All of these experiences led Gonzalo to make sure that part of his farming model would support his community. He created a CSA (community-supported agriculture) program in partnership with Familias en Accion to bring culturally-significant foods to 30 families every other week, at no cost to the families. “I want to make sure that the food I grow is accessible to people that look like me, people who otherwise wouldn't have access to nutrient rich and culturally significant foods,” Gonzalo shares. “To do the type of work that I wanted, I knew I couldn't do it on my own. I needed to find people who wanted to support my vision for farming and getting my food out there.”

In the first year of Lomita, Gonzalo built community relationships and relied on community aid to fund his capital needs, raising an incredible $30,000+ to buy a reliable van to get fresh, culturally-relevant food to more families. “It can be very lonely, and it's difficult to do it on your own. So it's nice to know that there are people who have your back and who want to support you, who want to see you thrive. Even though the farming community is smaller, there's not a sense of competition. Even though we're all sort of competing for the same resources, there's still lots of room and there's plenty to go around. It’s nice to know that people want to support each other.”

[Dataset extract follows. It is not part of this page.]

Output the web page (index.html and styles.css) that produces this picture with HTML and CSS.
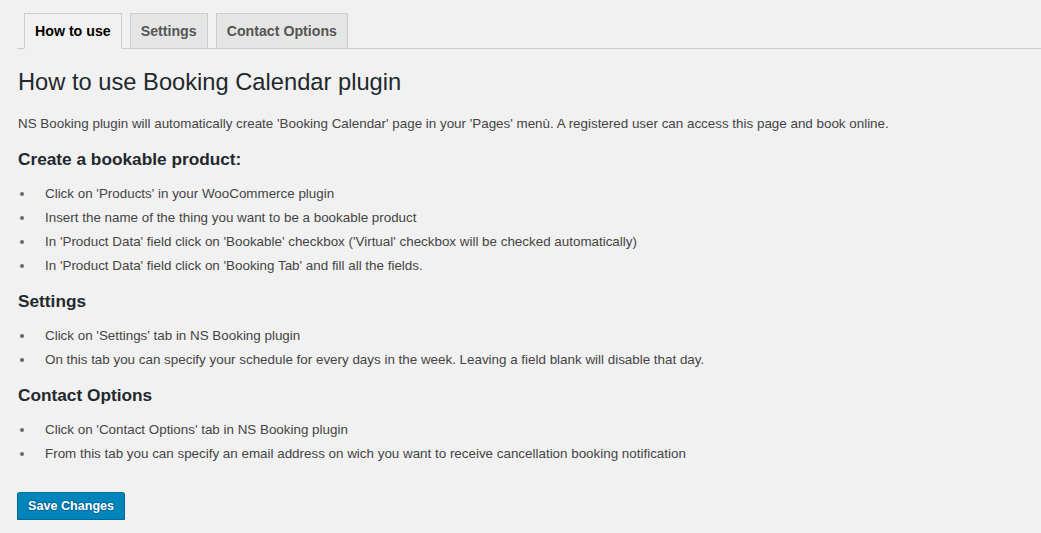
FILE: index.html
```html
<!DOCTYPE html>
<html lang="en">
<head>
<meta charset="utf-8">
<title>NS Booking – How to use</title>
<link rel="stylesheet" href="styles.css">
</head>
<body>
<div class="wrap">
  <nav class="tabs">
    <a class="tab active" href="#">How to use</a>
    <a class="tab" href="#">Settings</a>
    <a class="tab" href="#">Contact Options</a>
  </nav>
  <div class="content">
    <h1 class="title">How to use Booking Calendar plugin</h1>
    <p class="intro">NS Booking plugin will automatically create 'Booking Calendar' page in your 'Pages' menù. A registered user can access this page and book online.</p>

    <h2 class="section">Create a bookable product:</h2>
    <ul class="steps">
      <li>Click on 'Products' in your WooCommerce plugin</li>
      <li>Insert the name of the thing you want to be a bookable product</li>
      <li>In 'Product Data' field click on 'Bookable' checkbox ('Virtual' checkbox will be checked automatically)</li>
      <li>In 'Product Data' field click on 'Booking Tab' and fill all the fields.</li>
    </ul>

    <h2 class="section">Settings</h2>
    <ul class="steps">
      <li>Click on 'Settings' tab in NS Booking plugin</li>
      <li>On this tab you can specify your schedule for every days in the week. Leaving a field blank will disable that day.</li>
    </ul>

    <h2 class="section">Contact Options</h2>
    <ul class="steps">
      <li>Click on 'Contact Options' tab in NS Booking plugin</li>
      <li>From this tab you can specify an email address on wich you want to receive cancellation booking notification</li>
    </ul>
  </div>
  <div class="actions">
    <button class="btn-primary" type="button">Save Changes</button>
  </div>
</div>
</body>
</html>
```

FILE: styles.css
```css
html, body {
  margin: 0;
  padding: 0;
}

body {
  background: #f1f1f1;
  color: #444;
  font-family: "Liberation Sans", Arial, sans-serif;
  font-size: 13.4px;
  line-height: 1.4;
}

.wrap {
  padding: 13px 0 0 17px;
}

.tabs {
  display: flex;
  gap: 8px;
  padding-left: 7px;
  border-bottom: 1px solid #ccc;
}

.tab {
  display: block;
  padding: 5px 10px;
  border: 1px solid #ccc;
  border-bottom: none;
  background: #e5e5e5;
  color: #555;
  font-size: 14.2px;
  font-weight: 700;
  line-height: 24px;
  text-decoration: none;
}

.tab.active {
  background: #f1f1f1;
  color: #000;
  border-bottom: 1px solid #f1f1f1;
  margin-bottom: -1px;
}

.content {
  padding-left: 1px;
}

.title {
  margin: 19px 0 0;
  font-size: 23.7px;
  font-weight: 400;
  line-height: 29px;
  color: #23282d;
}

.intro {
  margin: 17px 0 0;
  line-height: 19px;
}

.section {
  margin: 15px 0 0;
  font-size: 17.25px;
  font-weight: 700;
  line-height: 22px;
  color: #23282d;
}

.steps {
  list-style: none;
  margin: 15px 0 0;
  padding: 0;
}

.steps li {
  display: flex;
  line-height: 18px;
  margin-bottom: 6px;
}

.steps li::before {
  content: "";
  flex: none;
  width: 4px;
  height: 4px;
  margin: 7px 21px 0 2px;
  border-radius: 50%;
  background: #666;
}

.actions {
  margin-top: 29px;
}

.btn-primary {
  height: 28px;
  padding: 0 10px 1px;
  border: 1px solid;
  border-color: #0073aa #006799 #006799;
  border-radius: 3px;
  background: #0085ba;
  box-shadow: 0 1px 0 #006799;
  color: #fff;
  font-family: "Liberation Sans", Arial, sans-serif;
  font-size: 12.6px;
  font-weight: 700;
  line-height: 26px;
  text-shadow: 0 -1px 1px #006799, 1px 0 1px #006799, 0 1px 1px #006799, -1px 0 1px #006799;
  cursor: pointer;
}
```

When Gonzalo first told his family he wanted to start his own farm, they were worried. They knew how straining farming can be, financially and physically. But that’s why Gonzalo continues to pursue this work, to help change the status quo. “I don't think that doing farm labor is bad or inherently bad. What is bad is that we don't value the labor that goes into farming and growing the food that goes to people's tables. It’s important to me, as a farmer, to work towards creating a future in agriculture that is more humane. That recognizes the value of people's labor and pays people for their labor.”

Gonzalo envisions a future of farming that is more just, is more equitable, and is filled with joy. He says: “A future where the people don't experience hunger to me looks like lots of joy and lots of celebration and people coming together to share foods that have meaning to them.”